#### [GIVEN PROBLEM]
Your task is to repeat only the lines from the one with "Convert this screenshot" through the one with "<format-dialog></format-dialog>", exactly as they stand, both ends included.

#### [EXERCISE INPUT]
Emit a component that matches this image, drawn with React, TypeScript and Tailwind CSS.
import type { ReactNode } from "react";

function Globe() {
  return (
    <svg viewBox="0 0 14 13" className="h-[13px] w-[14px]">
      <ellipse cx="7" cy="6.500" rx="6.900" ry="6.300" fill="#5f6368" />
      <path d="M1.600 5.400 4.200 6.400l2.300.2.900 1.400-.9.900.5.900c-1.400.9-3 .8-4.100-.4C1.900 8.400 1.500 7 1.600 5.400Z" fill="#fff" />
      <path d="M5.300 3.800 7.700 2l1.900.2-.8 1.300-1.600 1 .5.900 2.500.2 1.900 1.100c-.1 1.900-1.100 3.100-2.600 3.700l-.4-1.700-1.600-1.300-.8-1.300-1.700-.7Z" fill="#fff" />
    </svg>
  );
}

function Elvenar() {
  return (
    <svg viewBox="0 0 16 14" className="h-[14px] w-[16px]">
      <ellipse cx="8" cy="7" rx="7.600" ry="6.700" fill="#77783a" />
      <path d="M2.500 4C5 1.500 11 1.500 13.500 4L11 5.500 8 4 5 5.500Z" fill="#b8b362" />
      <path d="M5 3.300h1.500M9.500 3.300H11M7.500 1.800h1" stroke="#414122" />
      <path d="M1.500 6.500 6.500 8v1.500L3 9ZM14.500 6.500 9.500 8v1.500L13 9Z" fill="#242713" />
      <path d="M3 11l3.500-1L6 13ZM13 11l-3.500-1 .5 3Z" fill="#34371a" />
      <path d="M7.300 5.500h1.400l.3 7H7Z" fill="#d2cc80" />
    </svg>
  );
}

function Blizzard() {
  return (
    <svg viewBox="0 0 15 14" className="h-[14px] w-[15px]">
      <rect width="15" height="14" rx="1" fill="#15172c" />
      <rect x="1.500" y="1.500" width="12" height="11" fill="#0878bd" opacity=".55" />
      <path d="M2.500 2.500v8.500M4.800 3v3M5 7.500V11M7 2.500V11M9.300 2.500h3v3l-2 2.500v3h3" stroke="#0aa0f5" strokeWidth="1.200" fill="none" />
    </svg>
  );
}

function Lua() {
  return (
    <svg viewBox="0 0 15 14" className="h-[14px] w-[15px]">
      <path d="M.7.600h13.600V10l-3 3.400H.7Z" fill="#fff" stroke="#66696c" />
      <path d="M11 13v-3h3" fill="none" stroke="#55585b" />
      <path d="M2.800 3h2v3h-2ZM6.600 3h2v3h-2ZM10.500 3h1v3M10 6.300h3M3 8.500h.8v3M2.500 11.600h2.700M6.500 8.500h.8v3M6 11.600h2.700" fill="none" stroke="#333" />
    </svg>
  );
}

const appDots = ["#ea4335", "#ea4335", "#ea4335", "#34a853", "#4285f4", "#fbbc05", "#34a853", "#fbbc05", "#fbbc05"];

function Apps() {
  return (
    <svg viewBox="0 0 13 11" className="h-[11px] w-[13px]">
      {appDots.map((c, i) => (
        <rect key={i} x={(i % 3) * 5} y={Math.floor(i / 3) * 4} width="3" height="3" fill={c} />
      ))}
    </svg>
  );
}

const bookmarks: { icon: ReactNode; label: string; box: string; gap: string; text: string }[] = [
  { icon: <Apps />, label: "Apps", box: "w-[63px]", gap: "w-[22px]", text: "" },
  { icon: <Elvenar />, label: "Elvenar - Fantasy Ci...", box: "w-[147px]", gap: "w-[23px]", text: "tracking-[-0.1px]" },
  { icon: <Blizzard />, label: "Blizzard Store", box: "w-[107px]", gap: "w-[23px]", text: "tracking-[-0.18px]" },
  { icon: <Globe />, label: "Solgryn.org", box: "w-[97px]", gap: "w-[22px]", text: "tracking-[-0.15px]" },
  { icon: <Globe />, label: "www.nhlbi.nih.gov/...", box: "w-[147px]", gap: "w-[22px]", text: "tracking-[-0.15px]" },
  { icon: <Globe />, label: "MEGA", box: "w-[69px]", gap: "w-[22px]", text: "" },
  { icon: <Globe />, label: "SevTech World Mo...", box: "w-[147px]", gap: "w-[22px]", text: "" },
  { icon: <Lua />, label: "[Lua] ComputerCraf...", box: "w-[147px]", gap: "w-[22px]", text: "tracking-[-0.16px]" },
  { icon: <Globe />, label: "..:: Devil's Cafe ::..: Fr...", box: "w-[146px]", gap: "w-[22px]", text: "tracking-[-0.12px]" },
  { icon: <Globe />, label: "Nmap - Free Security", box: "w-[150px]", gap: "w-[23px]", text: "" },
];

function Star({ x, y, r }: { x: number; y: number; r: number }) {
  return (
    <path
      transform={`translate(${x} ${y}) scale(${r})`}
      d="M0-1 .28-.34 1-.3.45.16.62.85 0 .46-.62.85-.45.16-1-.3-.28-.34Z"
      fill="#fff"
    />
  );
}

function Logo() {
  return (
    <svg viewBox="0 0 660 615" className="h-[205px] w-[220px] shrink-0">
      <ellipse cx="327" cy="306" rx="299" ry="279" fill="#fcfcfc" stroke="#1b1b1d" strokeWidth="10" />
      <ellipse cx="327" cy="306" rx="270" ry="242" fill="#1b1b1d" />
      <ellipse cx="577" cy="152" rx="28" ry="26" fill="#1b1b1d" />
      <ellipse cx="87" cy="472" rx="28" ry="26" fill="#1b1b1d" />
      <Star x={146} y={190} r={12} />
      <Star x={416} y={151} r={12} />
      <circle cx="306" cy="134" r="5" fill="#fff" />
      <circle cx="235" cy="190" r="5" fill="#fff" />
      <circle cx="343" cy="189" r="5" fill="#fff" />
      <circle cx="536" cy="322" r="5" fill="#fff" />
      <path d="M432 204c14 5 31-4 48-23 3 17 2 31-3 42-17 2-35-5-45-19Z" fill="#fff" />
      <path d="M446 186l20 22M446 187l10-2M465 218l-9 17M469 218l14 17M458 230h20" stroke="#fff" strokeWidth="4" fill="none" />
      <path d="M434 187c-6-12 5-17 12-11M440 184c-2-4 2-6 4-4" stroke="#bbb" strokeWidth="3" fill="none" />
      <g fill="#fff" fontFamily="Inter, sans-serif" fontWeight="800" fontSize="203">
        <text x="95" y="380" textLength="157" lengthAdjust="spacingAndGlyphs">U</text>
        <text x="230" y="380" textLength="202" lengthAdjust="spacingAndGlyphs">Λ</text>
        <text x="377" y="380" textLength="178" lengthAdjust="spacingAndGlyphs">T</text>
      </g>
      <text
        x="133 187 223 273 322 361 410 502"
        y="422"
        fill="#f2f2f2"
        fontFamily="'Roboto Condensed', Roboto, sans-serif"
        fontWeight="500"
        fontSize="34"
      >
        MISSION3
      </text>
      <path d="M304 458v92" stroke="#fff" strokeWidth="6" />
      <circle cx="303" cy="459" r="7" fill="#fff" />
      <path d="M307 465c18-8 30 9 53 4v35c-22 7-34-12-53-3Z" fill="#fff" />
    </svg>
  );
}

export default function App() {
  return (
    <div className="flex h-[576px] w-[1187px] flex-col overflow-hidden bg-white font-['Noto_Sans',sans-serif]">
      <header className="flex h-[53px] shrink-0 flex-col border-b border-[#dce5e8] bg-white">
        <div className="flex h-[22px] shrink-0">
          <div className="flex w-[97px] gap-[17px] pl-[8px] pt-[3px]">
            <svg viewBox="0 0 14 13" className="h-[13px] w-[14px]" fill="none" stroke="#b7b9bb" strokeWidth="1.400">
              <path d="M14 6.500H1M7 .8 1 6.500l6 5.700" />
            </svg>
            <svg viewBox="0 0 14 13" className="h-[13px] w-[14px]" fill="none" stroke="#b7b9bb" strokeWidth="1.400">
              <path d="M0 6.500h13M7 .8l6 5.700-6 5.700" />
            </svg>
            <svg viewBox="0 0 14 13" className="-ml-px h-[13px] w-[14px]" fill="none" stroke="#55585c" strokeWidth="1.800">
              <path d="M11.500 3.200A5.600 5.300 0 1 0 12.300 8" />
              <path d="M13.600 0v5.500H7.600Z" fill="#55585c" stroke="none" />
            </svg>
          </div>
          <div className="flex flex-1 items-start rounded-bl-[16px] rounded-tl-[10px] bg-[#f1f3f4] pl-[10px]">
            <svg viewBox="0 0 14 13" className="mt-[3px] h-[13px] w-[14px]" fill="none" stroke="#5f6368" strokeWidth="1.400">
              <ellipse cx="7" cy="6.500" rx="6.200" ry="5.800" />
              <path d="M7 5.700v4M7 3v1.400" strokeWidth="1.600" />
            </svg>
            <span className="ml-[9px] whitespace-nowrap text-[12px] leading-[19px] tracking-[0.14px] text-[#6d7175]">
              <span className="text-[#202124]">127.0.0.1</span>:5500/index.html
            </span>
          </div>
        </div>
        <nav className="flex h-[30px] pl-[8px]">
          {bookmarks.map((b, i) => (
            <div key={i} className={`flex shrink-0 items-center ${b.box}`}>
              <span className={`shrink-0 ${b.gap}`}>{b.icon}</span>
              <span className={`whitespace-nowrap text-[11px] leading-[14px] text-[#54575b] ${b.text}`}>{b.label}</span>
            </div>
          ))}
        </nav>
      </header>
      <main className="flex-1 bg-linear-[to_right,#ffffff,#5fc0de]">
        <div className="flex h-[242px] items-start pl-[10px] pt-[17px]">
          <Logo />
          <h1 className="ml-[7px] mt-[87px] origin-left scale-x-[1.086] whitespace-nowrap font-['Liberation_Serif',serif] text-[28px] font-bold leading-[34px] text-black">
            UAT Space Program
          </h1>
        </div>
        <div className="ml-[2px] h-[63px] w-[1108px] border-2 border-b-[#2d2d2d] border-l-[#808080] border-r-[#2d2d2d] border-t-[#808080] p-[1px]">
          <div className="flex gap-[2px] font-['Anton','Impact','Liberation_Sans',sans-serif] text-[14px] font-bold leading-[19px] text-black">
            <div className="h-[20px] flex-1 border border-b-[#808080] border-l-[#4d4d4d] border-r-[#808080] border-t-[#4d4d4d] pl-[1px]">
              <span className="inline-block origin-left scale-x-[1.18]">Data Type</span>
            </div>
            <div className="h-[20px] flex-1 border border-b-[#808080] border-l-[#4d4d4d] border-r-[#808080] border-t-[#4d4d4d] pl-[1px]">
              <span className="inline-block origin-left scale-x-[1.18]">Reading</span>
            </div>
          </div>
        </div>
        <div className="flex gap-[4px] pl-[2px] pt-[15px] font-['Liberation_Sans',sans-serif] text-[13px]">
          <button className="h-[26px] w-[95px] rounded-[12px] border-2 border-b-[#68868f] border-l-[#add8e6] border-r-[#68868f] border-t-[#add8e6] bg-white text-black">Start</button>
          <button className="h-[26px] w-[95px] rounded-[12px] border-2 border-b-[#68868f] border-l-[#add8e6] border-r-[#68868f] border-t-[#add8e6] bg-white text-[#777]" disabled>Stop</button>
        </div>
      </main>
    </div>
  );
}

==

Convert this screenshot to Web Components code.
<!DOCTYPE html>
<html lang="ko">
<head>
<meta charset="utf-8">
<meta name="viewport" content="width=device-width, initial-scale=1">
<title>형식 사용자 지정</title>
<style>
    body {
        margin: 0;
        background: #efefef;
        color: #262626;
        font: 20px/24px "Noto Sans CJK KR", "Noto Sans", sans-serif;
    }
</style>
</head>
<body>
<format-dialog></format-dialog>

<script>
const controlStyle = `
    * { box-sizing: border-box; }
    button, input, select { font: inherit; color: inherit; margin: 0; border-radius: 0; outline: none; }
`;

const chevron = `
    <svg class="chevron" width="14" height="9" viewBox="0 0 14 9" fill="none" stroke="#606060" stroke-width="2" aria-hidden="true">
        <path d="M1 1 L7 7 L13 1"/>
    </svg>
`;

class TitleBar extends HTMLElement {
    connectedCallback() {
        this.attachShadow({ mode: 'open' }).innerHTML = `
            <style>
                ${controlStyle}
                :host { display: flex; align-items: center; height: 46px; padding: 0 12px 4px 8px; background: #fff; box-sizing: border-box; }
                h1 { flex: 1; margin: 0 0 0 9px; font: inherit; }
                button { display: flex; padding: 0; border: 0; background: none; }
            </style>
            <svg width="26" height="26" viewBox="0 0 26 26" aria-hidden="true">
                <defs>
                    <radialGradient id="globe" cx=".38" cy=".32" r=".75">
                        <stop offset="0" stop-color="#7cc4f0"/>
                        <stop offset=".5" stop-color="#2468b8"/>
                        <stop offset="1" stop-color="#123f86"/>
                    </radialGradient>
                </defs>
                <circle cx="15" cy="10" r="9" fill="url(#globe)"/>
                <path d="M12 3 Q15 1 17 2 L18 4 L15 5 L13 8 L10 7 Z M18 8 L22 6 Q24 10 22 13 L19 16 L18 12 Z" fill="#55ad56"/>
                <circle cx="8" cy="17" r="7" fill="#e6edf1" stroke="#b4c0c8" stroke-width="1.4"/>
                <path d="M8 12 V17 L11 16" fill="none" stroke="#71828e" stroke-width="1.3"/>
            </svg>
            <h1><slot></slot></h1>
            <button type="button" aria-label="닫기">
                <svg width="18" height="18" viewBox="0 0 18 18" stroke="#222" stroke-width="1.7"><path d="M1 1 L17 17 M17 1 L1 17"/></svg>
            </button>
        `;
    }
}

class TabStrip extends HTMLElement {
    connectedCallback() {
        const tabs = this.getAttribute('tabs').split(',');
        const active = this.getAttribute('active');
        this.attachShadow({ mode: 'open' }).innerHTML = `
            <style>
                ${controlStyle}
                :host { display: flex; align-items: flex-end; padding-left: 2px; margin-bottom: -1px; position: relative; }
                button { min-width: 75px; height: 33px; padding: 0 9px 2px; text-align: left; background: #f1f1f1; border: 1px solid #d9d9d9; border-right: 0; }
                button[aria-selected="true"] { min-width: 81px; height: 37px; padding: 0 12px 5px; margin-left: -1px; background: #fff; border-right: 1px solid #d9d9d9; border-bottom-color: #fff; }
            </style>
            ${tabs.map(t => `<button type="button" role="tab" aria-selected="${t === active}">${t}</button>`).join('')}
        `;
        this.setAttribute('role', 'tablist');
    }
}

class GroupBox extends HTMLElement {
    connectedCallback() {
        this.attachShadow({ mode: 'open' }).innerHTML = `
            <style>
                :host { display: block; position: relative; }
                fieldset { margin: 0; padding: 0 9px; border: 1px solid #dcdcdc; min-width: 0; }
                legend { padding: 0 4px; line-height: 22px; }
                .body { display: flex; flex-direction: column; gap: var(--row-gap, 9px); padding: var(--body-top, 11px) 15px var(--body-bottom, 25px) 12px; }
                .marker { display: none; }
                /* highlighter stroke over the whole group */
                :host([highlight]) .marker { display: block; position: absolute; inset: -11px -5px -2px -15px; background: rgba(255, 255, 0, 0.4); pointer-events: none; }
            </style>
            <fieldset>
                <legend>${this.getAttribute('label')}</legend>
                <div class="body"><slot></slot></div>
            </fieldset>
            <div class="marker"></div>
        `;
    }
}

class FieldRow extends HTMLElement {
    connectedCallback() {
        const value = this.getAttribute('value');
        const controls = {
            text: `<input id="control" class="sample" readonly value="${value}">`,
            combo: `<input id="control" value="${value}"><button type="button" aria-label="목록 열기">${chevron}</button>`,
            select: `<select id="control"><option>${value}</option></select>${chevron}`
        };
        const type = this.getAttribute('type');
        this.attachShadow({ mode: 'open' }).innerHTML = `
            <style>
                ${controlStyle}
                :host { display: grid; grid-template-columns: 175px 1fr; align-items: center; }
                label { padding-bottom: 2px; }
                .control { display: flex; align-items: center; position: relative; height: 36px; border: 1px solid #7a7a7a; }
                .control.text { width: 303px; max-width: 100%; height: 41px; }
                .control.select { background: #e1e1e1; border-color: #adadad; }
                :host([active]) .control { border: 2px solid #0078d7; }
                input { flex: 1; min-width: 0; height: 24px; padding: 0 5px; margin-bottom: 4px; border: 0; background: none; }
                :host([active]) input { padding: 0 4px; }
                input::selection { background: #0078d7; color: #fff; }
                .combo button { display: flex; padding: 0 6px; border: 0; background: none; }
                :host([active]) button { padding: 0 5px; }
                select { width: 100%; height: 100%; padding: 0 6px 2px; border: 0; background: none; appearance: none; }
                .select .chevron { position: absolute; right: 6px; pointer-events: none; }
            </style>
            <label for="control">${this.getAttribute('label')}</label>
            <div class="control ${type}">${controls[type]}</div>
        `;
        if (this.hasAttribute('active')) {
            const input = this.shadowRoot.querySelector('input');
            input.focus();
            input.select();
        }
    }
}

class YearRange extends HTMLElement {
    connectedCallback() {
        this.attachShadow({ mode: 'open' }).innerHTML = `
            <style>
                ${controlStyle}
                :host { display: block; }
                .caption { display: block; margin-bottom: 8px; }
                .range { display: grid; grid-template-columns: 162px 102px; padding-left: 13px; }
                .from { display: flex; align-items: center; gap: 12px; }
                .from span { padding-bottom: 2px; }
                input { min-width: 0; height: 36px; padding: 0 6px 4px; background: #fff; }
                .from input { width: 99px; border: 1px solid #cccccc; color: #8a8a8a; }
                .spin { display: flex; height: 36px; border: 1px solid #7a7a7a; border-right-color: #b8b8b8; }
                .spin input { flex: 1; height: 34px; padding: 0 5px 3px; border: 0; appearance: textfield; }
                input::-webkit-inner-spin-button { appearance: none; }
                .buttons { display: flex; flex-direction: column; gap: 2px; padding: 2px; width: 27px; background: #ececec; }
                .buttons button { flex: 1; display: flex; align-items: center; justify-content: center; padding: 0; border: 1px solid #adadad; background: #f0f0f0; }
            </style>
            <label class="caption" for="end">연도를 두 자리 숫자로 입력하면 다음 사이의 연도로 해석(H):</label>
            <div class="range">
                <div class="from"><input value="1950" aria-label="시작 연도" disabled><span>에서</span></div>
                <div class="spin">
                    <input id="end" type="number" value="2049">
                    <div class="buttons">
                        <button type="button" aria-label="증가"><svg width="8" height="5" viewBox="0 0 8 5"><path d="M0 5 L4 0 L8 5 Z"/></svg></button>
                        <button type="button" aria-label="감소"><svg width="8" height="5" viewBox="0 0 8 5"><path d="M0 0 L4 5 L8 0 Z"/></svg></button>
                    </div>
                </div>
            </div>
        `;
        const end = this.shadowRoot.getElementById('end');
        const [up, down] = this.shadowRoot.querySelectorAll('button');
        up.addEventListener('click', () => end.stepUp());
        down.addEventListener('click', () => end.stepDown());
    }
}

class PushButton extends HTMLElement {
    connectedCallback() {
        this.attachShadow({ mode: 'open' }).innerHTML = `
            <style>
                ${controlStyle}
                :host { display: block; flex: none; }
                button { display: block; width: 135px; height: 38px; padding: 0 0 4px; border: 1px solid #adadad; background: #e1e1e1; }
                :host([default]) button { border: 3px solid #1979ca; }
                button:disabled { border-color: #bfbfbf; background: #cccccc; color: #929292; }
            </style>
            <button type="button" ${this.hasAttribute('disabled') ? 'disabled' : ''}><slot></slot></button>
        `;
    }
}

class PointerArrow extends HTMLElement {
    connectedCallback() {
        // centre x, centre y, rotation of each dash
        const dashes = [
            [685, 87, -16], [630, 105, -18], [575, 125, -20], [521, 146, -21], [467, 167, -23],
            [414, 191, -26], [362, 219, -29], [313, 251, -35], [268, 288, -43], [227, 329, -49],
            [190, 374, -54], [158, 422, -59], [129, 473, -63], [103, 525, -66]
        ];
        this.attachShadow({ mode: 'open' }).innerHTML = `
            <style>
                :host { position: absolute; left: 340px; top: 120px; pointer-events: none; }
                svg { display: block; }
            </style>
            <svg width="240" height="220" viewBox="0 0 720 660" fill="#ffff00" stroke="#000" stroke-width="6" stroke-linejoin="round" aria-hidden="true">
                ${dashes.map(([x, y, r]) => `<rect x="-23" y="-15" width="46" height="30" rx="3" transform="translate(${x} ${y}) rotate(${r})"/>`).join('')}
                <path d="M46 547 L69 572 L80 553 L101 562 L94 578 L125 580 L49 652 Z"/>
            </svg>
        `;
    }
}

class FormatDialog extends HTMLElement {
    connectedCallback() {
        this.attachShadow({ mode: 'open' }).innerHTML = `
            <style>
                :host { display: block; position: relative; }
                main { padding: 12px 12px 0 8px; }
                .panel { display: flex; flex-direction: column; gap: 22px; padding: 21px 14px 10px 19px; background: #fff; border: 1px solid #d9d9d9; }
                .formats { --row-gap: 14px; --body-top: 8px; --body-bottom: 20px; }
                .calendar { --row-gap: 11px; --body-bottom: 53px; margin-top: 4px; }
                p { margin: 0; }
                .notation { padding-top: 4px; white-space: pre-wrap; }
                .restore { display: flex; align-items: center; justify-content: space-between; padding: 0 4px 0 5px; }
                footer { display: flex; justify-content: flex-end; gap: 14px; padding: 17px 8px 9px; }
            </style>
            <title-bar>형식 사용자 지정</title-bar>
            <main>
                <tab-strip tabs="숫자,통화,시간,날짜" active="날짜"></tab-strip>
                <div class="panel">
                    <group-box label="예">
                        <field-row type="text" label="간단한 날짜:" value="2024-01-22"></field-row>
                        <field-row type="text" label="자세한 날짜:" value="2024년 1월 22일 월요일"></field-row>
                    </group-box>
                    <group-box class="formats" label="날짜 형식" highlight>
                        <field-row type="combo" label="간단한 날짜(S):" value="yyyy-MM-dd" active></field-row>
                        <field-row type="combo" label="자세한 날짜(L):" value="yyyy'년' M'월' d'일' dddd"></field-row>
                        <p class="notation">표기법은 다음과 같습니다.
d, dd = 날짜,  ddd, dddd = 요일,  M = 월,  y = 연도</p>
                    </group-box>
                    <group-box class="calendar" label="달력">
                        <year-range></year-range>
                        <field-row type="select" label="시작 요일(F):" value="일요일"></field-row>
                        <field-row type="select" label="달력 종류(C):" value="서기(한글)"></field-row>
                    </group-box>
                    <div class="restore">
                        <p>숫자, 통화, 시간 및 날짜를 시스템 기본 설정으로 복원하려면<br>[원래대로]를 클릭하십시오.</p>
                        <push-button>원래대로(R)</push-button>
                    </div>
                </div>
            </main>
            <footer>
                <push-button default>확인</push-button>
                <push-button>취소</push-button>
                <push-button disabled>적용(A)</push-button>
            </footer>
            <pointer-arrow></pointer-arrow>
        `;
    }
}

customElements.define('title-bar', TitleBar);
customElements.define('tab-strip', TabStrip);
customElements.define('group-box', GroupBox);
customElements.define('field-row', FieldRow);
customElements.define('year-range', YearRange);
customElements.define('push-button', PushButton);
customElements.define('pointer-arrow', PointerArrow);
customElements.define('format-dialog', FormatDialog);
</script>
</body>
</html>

#### [SOLUTION]
Convert this screenshot to Web Components code.
<!DOCTYPE html>
<html lang="ko">
<head>
<meta charset="utf-8">
<meta name="viewport" content="width=device-width, initial-scale=1">
<title>형식 사용자 지정</title>
<style>
    body {
        margin: 0;
        background: #efefef;
        color: #262626;
        font: 20px/24px "Noto Sans CJK KR", "Noto Sans", sans-serif;
    }
</style>
</head>
<body>
<format-dialog></format-dialog>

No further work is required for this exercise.